Black Panther was a game changer. Sure, it’s a piece of the greater tapestry that is the Marvel Cinematic Universe, but it barely feels like it. And that’s not a bad thing! It broke free, so to speak, from the standard hero template and became its own thing. Which, as it turns out, was widely successful as it’s the top grossing movie in the MCU that doesn’t have “Avengers” in the title (as of writing). Why was it so successful? Let’s dive in with this entry of MCU March and find out.
After the death of King T’Chaka in Captain America: Civil War, T’Challa becomes the new king of Wakanda. Important characters near him include his primary bodyguard Okoye (Ms. Danai Gurira), his sister Shuri (Letitia Wright), his mother Ramonda (Angela Bassett), his ex-girlfriend Nakia (Lupita Nyong’o), CIA operative Everett Ross (Martin Freeman), and sometimes rival M’Baku (Winston Duke). T’Challa’s plan of bringing down the smuggler Ulysses Klaue (last seen in Avengers: Age of Ultron) goes awry when Klaue gets help from Erik Stevens, AKA Killmonger (Michael B Jordan). But Erik has plans within plans, so he kills Klaue and brings the body to Wakanda. Turns out Killmonger is actually N’Jadaka, T’Challa’s cousin who was left behind in America when T’Chaka killed his brother/N’Jadaka’s father for helping Klaue. T’Challa seemingly dies during a challenge for the throne, which puts Killmonger in charge of Wakanda. He plans on shipping vibranium weapons out to Wakandan operatives and take over the rest of the world. But T’Challa is not dead, and with the help of his allies–and eventually M’Baku–he defeats Killmonger and takes his country back.
The mid-credits scene shows T’Challa ready to announce that Wakanda is not the third-world nothing that the rest of the world thinks it is. The post-credits shows Bucky apparently doing well in rural Wakanda with his Hydra deprogramming.
As I mentioned in the intro this was a widely successful movie, and part of that success absolutely is its predominantly black cast. Klaue and Ross are played by white actors (Gollum and Bilbo from The Hobbit trilogy, no less), but the rest of the main cast are people of color. Writer/director Ryan Coogler and co-writer Joe Robert Cole are black as well, giving this film a sort of authentic feel that a white director most likely couldn’t have brought. It’s a movie about African excellence, highlighted by the ending where T’Challa reveals his futuristic ship in a black neighborhood, and one kid looks up at him with awe and amazement. This is why representation matters.

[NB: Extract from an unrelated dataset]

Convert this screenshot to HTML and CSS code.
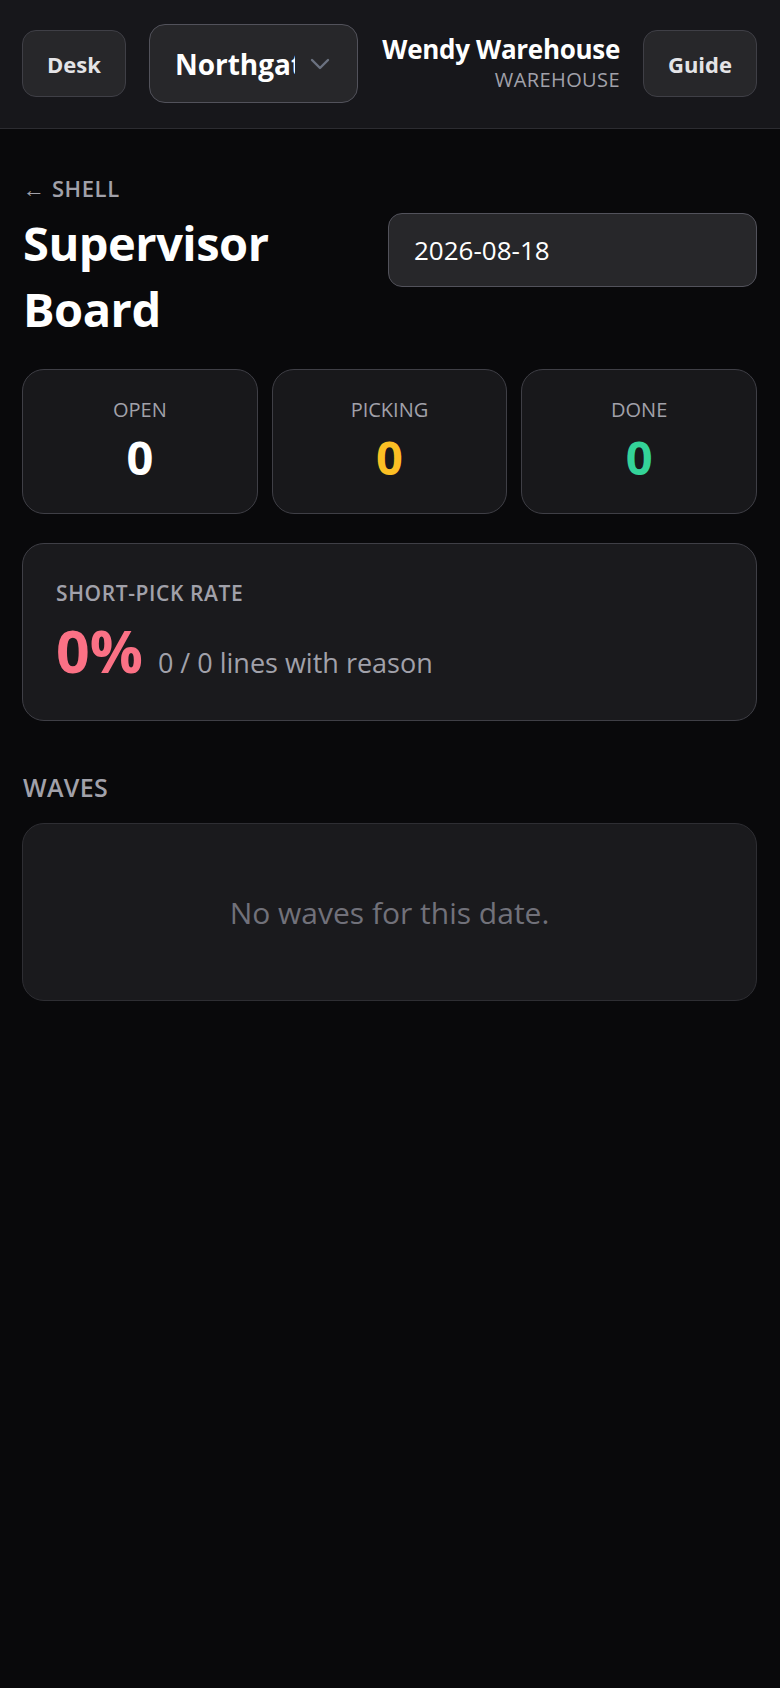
FILE: index.html
```html
<!DOCTYPE html>
<html lang="en">
<head>
<meta charset="utf-8">
<title>Supervisor Board</title>
<link rel="stylesheet" href="styles.css">
</head>
<body>
<header class="topbar">
  <button class="btn">Desk</button>
  <div class="select">
    <span class="select-text">Northgate</span>
    <svg class="chev" width="20" height="12" viewBox="0 0 20 12"><path d="M2 2 L10 10 L18 2" fill="none" stroke="#6b7280" stroke-width="2.4" stroke-linecap="round" stroke-linejoin="round"/></svg>
  </div>
  <div class="who">
    <div class="who-name">Wendy Warehouse</div>
    <div class="who-role">WAREHOUSE</div>
  </div>
  <button class="btn">Guide</button>
</header>
<main class="page">
  <div class="title-row">
    <div class="title-col">
      <a class="back">← SHELL</a>
      <h1 class="title">Supervisor Board</h1>
    </div>
    <div class="date-input">2026-08-18</div>
  </div>
  <section class="stats">
    <div class="stat"><div class="stat-label">OPEN</div><div class="stat-val white">0</div></div>
    <div class="stat"><div class="stat-label">PICKING</div><div class="stat-val amber">0</div></div>
    <div class="stat"><div class="stat-label">DONE</div><div class="stat-val green">0</div></div>
  </section>
  <section class="card rate">
    <div class="rate-label">SHORT-PICK RATE</div>
    <div class="rate-row"><span class="rate-val">0%</span><span class="rate-sub">0 / 0 lines with reason</span></div>
  </section>
  <h2 class="section-h">WAVES</h2>
  <section class="card empty">No waves for this date.</section>
</main>
</body>
</html>
```
FILE: styles.css
```css
* { box-sizing: border-box; }
html, body { margin: 0; padding: 0; }
body {
  background: #09090b;
  color: #fff;
  font-family: "Open Sans", "Noto Sans", sans-serif;
  min-height: 1688px;
}
.topbar {
  display: flex;
  align-items: center;
  gap: 23px;
  padding: 24px 23px 25px 22px;
  background: #17171b;
  border-bottom: 1px solid #2c2c31;
}
.btn {
  height: 67px;
  padding: 0 24px;
  background: #27272a;
  border: 1.5px solid #3f3f46;
  border-radius: 14px;
  color: #e4e4e7;
  font-family: inherit;
  font-weight: 700;
  font-size: 22px;
}
.select {
  width: 209px;
  height: 79px;
  flex: none;
  display: flex;
  align-items: center;
  padding: 0 27px 0 25px;
  background: #27272a;
  border: 1.5px solid #52525b;
  border-radius: 16px;
}
.select-text {
  width: 120px;
  overflow: hidden;
  white-space: nowrap;
  font-weight: 700;
  font-size: 28px;
  color: #fff;
}
.chev { margin-left: auto; }
.who { flex: 1; text-align: right; }
.who-name { font-weight: 700; font-size: 26px; line-height: 32px; color: #fff; letter-spacing: -0.3px; }
.who-role { font-size: 20px; line-height: 30px; color: #a1a1aa; letter-spacing: 0.4px; }

.page { padding: 44px 23px 40px 22px; }
.title-row { display: flex; justify-content: space-between; align-items: flex-start; }
.title-col { display: flex; flex-direction: column; }
.back {
  font-weight: 600;
  font-size: 22px;
  line-height: 30px;
  letter-spacing: 0.6px;
  color: #a1a1aa;
  padding-left: 1px;
}
.title {
  margin: 7px 0 0 1px;
  font-weight: 700;
  font-size: 47px;
  line-height: 66px;
  letter-spacing: -0.5px;
  width: 300px;
  color: #fff;
}
.date-input {
  width: 369px;
  height: 74px;
  margin-top: 40px;
  display: flex;
  align-items: center;
  padding-left: 25px;
  background: #27272a;
  border: 1.5px solid #52525b;
  border-radius: 14px;
  font-size: 26px;
  color: #fff;
}
.stats {
  display: grid;
  grid-template-columns: repeat(3, 1fr);
  gap: 14px;
  margin-top: 27px;
}
.stat {
  height: 145px;
  background: #18181b;
  border: 1.5px solid #3f3f46;
  border-radius: 22px;
  text-align: center;
  padding-top: 25px;
}
.stat-label { font-size: 20px; line-height: 30px; color: #a1a1aa; }
.stat-val { font-weight: 700; font-size: 47px; line-height: 56px; margin-top: 4px; }
.white { color: #fff; }
.amber { color: #fbbf24; }
.green { color: #34d399; }
.card {
  background: #1a1a1d;
  border: 1.5px solid #3f3f46;
  border-radius: 22px;
}
.rate {
  margin-top: 29px;
  height: 178px;
  padding: 34px 33px 0 33px;
}
.rate-label {
  font-weight: 600;
  font-size: 21px;
  line-height: 30px;
  letter-spacing: 0.6px;
  color: #a1a1aa;
}
.rate-row { display: flex; align-items: baseline; gap: 15px; margin-top: 6px; }
.rate-val { font-weight: 700; font-size: 59px; line-height: 72px; color: #fb7185; }
.rate-sub { font-size: 27px; color: #a1a1aa; }
.section-h {
  margin: 49px 0 0 1px;
  font-weight: 600;
  font-size: 25px;
  line-height: 34px;
  letter-spacing: 0.3px;
  color: #a1a1aa;
}
.empty {
  margin-top: 19px;
  height: 178px;
  display: flex;
  align-items: center;
  justify-content: center;
  font-size: 30px;
  color: #71717a;
  border-color: #2e2e33;
}
```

That feeling also ties into Killmonger’s motivation. Several superhero movies have villains with a more down to earth origin. The Vulture from Spider-Man: Homecoming was a blue-collar worker laid off by the government. Zemo in Captain America: Civil War was a soldier whose family died because of the Avengers. And Killmonger was a child left behind as part of a coverup by the former king of Wakanda. Wakanda was presented to him as a paradise for black people, and he and other black non-Wakandans were forced to live outside of it. Is Wakanda really such a great nation if it does nothing to help people outside its borders, especially other black people? Villains like these raise interesting points about the status quo of the world, lending a bit of sympathy to them. But they’re comic book villains, so nuance has to be thrown out the window at some point in order to maintain the “good versus evil” balance that doesn’t ruffle too many feathers from the people in charge.
COMIC BOOK FUN FACT! It’s interesting looking up the comic version of movie characters. Like, someone with the name Killmonger is going to be a bad dude in both versions, but did you know that the comic Nakia was a villain? Introduced as one of the Dora Milaje in Black Panther #1 (1998), a series that constantly reminded us that she and Okoye were super hot and super not of legal age. She became obsessed with T’Challa, even risking drowning just so she could get mouth-to-mouth from him. After she was kicked out of the Dora Milaje for trying to kill Black Panther’s sometimes-girlfriend, she teamed up with Killmonger and took the name Malice. She got a bit of redemption before her death in the Avengers: Wakanda Forever one-shot (2018), but even that story started with her trying to get the attention of T’Challa by putting civilian lives in danger.